Earlier this year, he initiated another legal battle against the trustees. There have been allegations that parts of the Osho ashram land (6,600 sq ft, worth Rs 50 crore) in Koregaon Park were surreptitiously disposed of and transferred to outsiders through gifts by the Osho International Foundation. The transfer had allegedly been made to a little known, obscure ‘Darshan Trust’, registered in Delhi and controlled by Mukesh Sarda, a trustee of the Osho International Foundation. A writ petition was filed, challenging the arbitrary order passed by the charity commissioner, Mumbai, on the grounds that “the gift” was not “clean and thoughtful”. Subsequently, the Bombay HC issued notices to the charity commissioner and the trustees of Osho International Foundation and Darshan Trust. So is this an attempt to shut down the ashram by selling it piece-meal? (Since the case is sub judice, the trustees expressed their inability to respond to Outlook’s queries on this and the other allegations against them.)

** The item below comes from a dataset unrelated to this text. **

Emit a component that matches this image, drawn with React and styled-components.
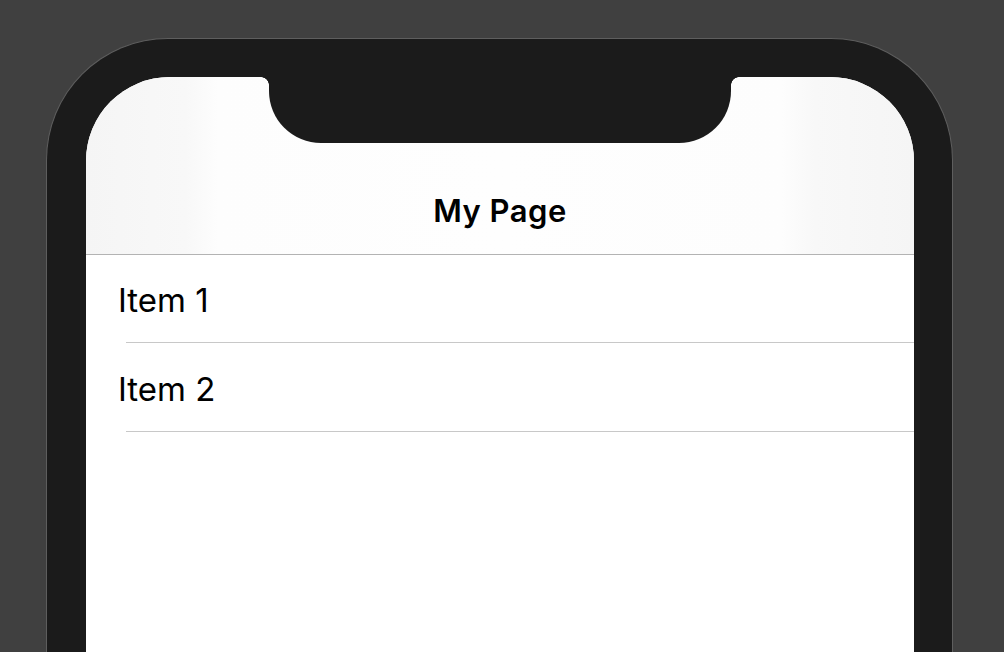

Over the years, the trustees have also moved a chunk of the Osho archives, documents, recordings etc, abroad.
Now for some history. The first inkling of trouble started soon after Osho’s death in 1990, when Osho International Foundation (OIF), Zurich, tried to register the trademarks of Osho and his meditations in the US. Based upon its claim to trademarks and copyright ownership, OIF even launched legal action against Osho Dhyan Mandir, Delhi, in an effort to prevent them from using the word, ‘Osho’ in the domain name, oshoworld.com. The verdict, however, went in Osho Dhyan Mandir’s favour. Also, later the US Patent and Trademark Office (USPTO) ruled that Osho and his works cannot be trademarked. As Swami Chaitanya Keerti puts it, “Meditation is a gift of the Eastern mystics. It can’t be a trademark.”
But these malpractices apart, Osho followers are also upset that the sanctity of the samadhi is no longer being maintained, that Osho’s objectives are getting compromised in the new, ruling commercialism. As Ma Neelam put it, the commune is being turned into a corporation. “Osho’s pictures are being removed. They don’t believe in ‘samadhi’. It’s not even called an ashram now, but a luxurious meditation resort,” says Peralta. “The place where the ashes are kept is universally called samadhi. They are now calling it Osho Chuang Tzu,” says Swami Keerti. Over the years, the administrators are said to have shifted a chunk of Osho’s archives—documents, paintings, photos, audio/video recordings and personal belongings—outside India.
The entry fee to the ashram has gone up 15-20 per cent to Rs 480 for Indians and Rs 980 for foreigners (which detractors claim as reason for the sharp drop in visitor numbers). In the peak season, November-February, the ashram used to attract 1,200-1,500 visitors a day, now its reportedly down to 150. “The Multiversity School of Meditation is on the verge of being shut down with only 10 per cent of the programmes going on as compared to five years back,” says Thakkar.
The traditional celebrations have also been stopped. Osho’s birthday, enlightenment and nirvana are no longer marked. “The new message is that everyday is a celebration,” says a follower sarcastically. So instead of observing Guru Poornima, Bollywoodisation is the new mantra. Dancing to Sheela Ki Jawani and Bollywood karaoke nights were the highlights of a recent monsoon festival. Again, another indication that the ashram, as we have known it, will eventually shut shop? Will it shift to another country? Devotees predict the worst, they say it’s not just Osho’s legacy but India’s heritage and philosophy that are at stake.